Elaine, caring for all the living things is more pleasure than pain (at least when I'm able-bodied), and definitely my work of choice. A homebody (just not all inside, please) I am!

Tim, as an adult my eyes have slowly opened to to the fact that there are worlds upon worlds of interests/professions/hobbies, and each of them have enough vocabulary and details to boggle the mind of the uninitiated! I will look up Dutch buckets and let you know if I decide to try it (because I'm sure I'd need tips). And hanging in there is the only option!

A :-) said...

I am so sorry about Ollie, his front legs do look swollen and sore :-( So glad that Berlin is bringing you some joy in the midst of everything else. I am reminded again and again that the world keeps turning . . .

Jeanne said...

Little Berlin is such a beauty! I love those long legs!

The flowers are beautiful, too. We don't have many this year. What are the ones in the first photo? I don't recognize them. - The situation I've been through has put a damper on things for me. I do hope to get a few going, though.

I'm so sorry for Oliver. It's no fun trying to live in pain. It will be hard to have to have him put down, I know.

The video of Poppy and her little buddy is just so much fun to watch! I'll go back and view it again!

Your yarn is so lovely! I especially like the pink! I've never had any fingerless mitts. Do you like to wear them?

Michelle said...

A, Ollie's knees are bone on bone, and one of his suspensory ligaments is disintegrating; it's bad.

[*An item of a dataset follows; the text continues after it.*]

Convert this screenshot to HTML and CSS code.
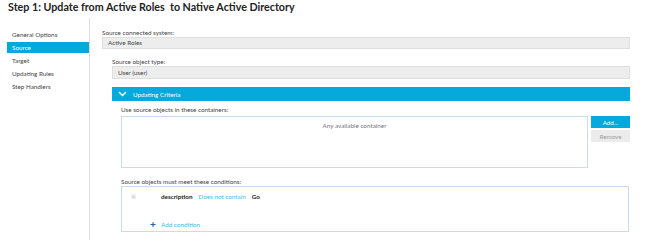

Jeanne, you have HAD to focus on your health! So glad to hear that it's better now! I do like fingerless mitts. They keep your hands warmer while leaving fingers free; when I have to wear work gloves at the barn I'm constantly having to pull them off for dexterity and put them back on.

Michelle said...

Jeanne, I forgot to say that the first photo shows a variety of lavender; I call it 'rabbit-ear' lavender but I think it is a variety of "Lavandula stoechas," or Spanish lavender.

thecrazysheeplady said...

So sorry :-(.

Your spinning and knitting is lovely!